What is at stake here goes far beyond women’s rights; it is a project to establish a theocratic society in which, among many other rights, women’s rights will be severely curtailed. The concerted action on 31.12, at European level, and its challenging of women’s place in public space plays exactly the same role as the sudden invention of the so-called ‘Islamic veil’: it is a show of force and visibility.
This show of force may meet with success, as was to a large extent the enforcement on women of the ‘Islamic veil’. The kind of advice given by some German authorities to the attacked women in Cologne attest to it: adjust to the new situation, stay away from men (‘at arms length’), don’t go out on your own, etc… In short, submit or pay the price for it. If anything happens to you, it will be your fault, you have been warned…
An advice that brings back to memory what used to be said in court, not so long ago, to women who were raped: why were you in such a place? At such a time? in such a dress?
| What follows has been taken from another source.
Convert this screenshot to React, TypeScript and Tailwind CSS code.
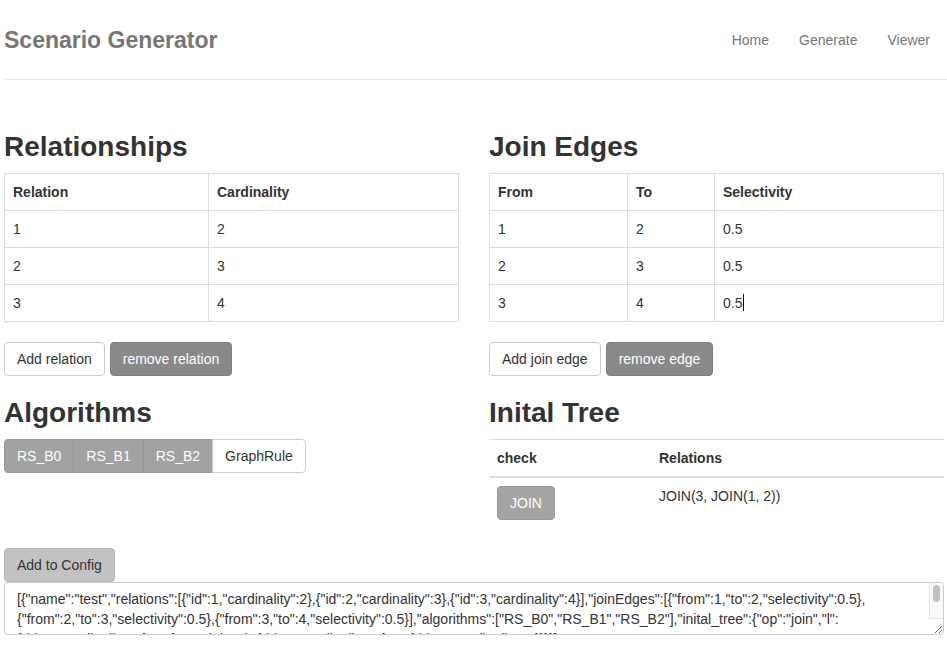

An advice that Muslim fundamentalist preachers will definitely not disavow…
That the primary concern was to protect perpetrators and not to defend the victims is a variation on the usual defense of men’s violence against women. To what extent is it a defense of patriarchy, or a defense of migrants, of ethnic or religious minorities? When the interests of patriarchy (that the Left does not dare defend officially anymore) merge with the noble defense of the ‘oppressed’ (their prestige, even on the Left, was somewhat damaged after the November attacks in Paris), it suits many people.
That questions could still be asked regarding the concerted nature of simultaneous attacks in at least 5 different countries and nearly a dozen cities in Europe, this leaves one speechless in wake of so much dishonesty, so much blindness or so much political perversity.